Moreover, a further advantage of the inventive grate assemblies 2
and 50 is that the inventive assembly 50 is highly resistant to
flare-ups and the inventive assembly 2 substantially eliminates the
possibility of flare-ups entirely.
[0074] An alternative embodiment 100 of the inventive grate
assembly is illustrated in FIG. 4. Except for the differences
discussed below, the construction, features, materials, and other
particulars of the inventive grate assembly 100 will preferably be
the same as inventive assembly 2 and/or inventive assembly 50 and
these features will provide all of the same benefits and advantages
discussed above.
[0075] The inventive grate assembly 100 will preferably be
identical to either the inventive grate assembly 2 or the inventive
grate assembly 50, or a combination thereof, except that the
parallel structures 102 of the lower radiating plate 4 of the
assembly 100 have an upwardly curved rather than an inverted V
cross-sectional shape.
[0076] An alternative embodiment 150 of the inventive grate
assembly is illustrated in FIG. 5. Except for the differences
discussed below, the construction, features, materials, and other
particulars of the inventive assembly 150 will preferably be the
same as those of the inventive assembly 2 and/or the inventive
assembly 50 and these features will therefore provide all of the
same benefits and advantages discussed above.
[0077] The inventive grate assembly 150 will preferably be
identical to inventive grate assembly 2 or inventive grate assembly
50, or a combination thereof, except that the parallel structures
152 of the lower radiating plate 4 of the grate assembly 150 are
flat rather than having an inverted V cross-sectional shape.
Consequently, although easier to manufacturer, the rate of fat
drainage from the inventive grate assembly 150 will be slower than
is provided by inventive assemblies 2 and 50.
[0078] An alternative embodiment 200 of the inventive grate
assembly is illustrated in FIG. 6. Except for the differences
discussed below, the construction, features, materials, and other
particulars of the inventive assembly 200 will preferably be the
same as those of the inventive assembly 2 and/or the inventive
assembly 50 and these features will therefore provide all of the
same benefits and advantages discussed above.
[0079] The inventive grate assembly 200 will preferably be
identical to inventive grate assembly 2 or inventive grate assembly
50, or a combination thereof, except that the parallel structures
202 of the lower radiating plate 4 of the grate assembly 200 have
flat top surfaces 204 with downwardly sloping sides 206 which
facilitate fat drainage.
[0080] An alternative embodiment 250 of the inventive grate
assembly is illustrated in FIGS. 7, 8, and 10. Except for the
differences discussed below, the construction, features, materials,
and other parameters of the inventive grate assembly 250 will
preferably be the same as those of the inventive grate assembly 2
and/or the inventive assembly 50 and these features will therefore
provide all of the same benefits and advantages discussed
above.
[0081] Inventive grate assembly 250 is identical to the inventive
grate assembly 2 except that (a) the food support ribs 14 of
assembly 250 rest on top of the inverted V-shaped ridges 252 of the
lower radiating plate 4 and (b) the flue slots or other apertures
10, 12 of the lower radiating plate 4 of assembly 250 are therefore
provided along the ridge peaks rather than in the valleys between
the ridges 252. FIG. 8 illustrates the flue gas exhaust openings 40
provided in the lateral rib holding member 16 which can be used in
either of embodiments 2 or 250, and in other embodiments discussed
herein, to allow gas flow out of the longitudinal ends of the ribs
14.
[0082] Because the lower radiating plate 4 of inventive grate
assembly 250 forms downwardly extending V-shaped valleys 255 in the
gaps between the food support ribs 14, fat and water which drips
into the valleys 255 between the support ribs 14 will collect
therein rather than draining from the radiating plate flue openings
10 or 12. Consequently, the inventive grate assembly 250 requires
more frequent cleaning than the inventive assembly 2 but will not
require the installation of a drip pan below the grill burner or
heating element.
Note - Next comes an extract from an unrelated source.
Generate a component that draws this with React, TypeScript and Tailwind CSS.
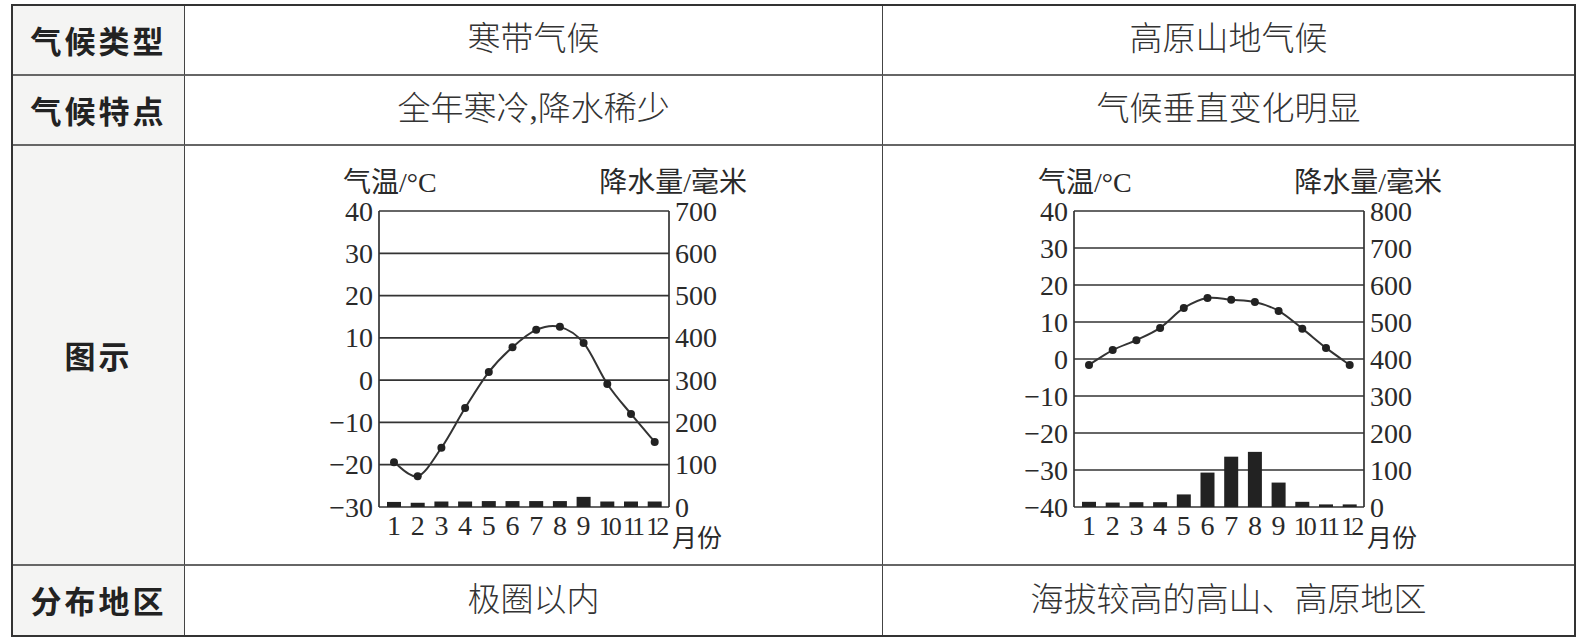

The fat and water which collect in the gaps
between the food support ribs 14 vaporizes during the cooking
process and is infused back into the food product to make the
product even more tender, moist, and flavorful.
[0083] An alternative embodiment 300 of the inventive grate
assembly is illustrated in FIGS. 9 and 10. Except for the
differences discussed below, the construction, features, materials,
and other particulars of the inventive grate assembly 300 will
preferably be the same as those of the inventive assembly 50 and
these features will therefore provide all of the same benefits and
advantages discussed above.
[0084] The inventive grate assembly 300 is identical to the
inventive grate assembly 250 except that the food support ribs 14
of the inventive assembly 300 utilize flue exhaust slots or other
openings 22 identical to those used in assembly 50 which extend
along either or both sides 24 and 26 of the ribs 14 near the upper
ends thereof.
[0085] It will also be understood that inventive grate assembly 300
could, if desired, be further adapted to also allow flue exhaust
flow through the longitudinal ends of the food support ribs 14 as
illustrated in FIG. 8.
[0086] An alternative embodiment 400 of the inventive grate
assembly is illustrated in FIG. 11. Except for the differences
discussed below, the construction, features, materials, and other
particulars of the inventive grate assembly 400 will preferably be
the same as those of the inventive assembly 2 and/or the inventive
assembly 50 and these features will therefore provide all of the
same benefits and advantages discussed above.
[0087] The inventive grate assembly 400 is identical to the
inventive assembly 250 or the inventive assembly 300, or a
combination thereof, except that the parallel structures 402 of the
lower radiating plate 4 form a downwardly dipping U-shape 405,
rather than a downwardly dipping V-shape, in the gaps between the
food support members 14.
[0088] An alternative embodiment 450 of the inventive grate
assembly is illustrated in FIG. 12. Except for the differences
discussed below, the construction, features, materials, and other
particulars of the inventive grate assembly 450 will preferably be
the same as those of the inventive assembly 2 and/or inventive
assembly 50 and these features will therefore provide all of the
same benefits and advantages.
[0089] The inventive grate assembly 450 will preferably be
identical to inventive assembly 250 or inventive assembly 300, or a
combination thereof, except that the parallel structures 452 of the
lower radiating plate 4 will have a wide U cross-sectional shape
for collecting water and grease with a flat bottom surface 454
which extends between the adjacent food support ribs 14.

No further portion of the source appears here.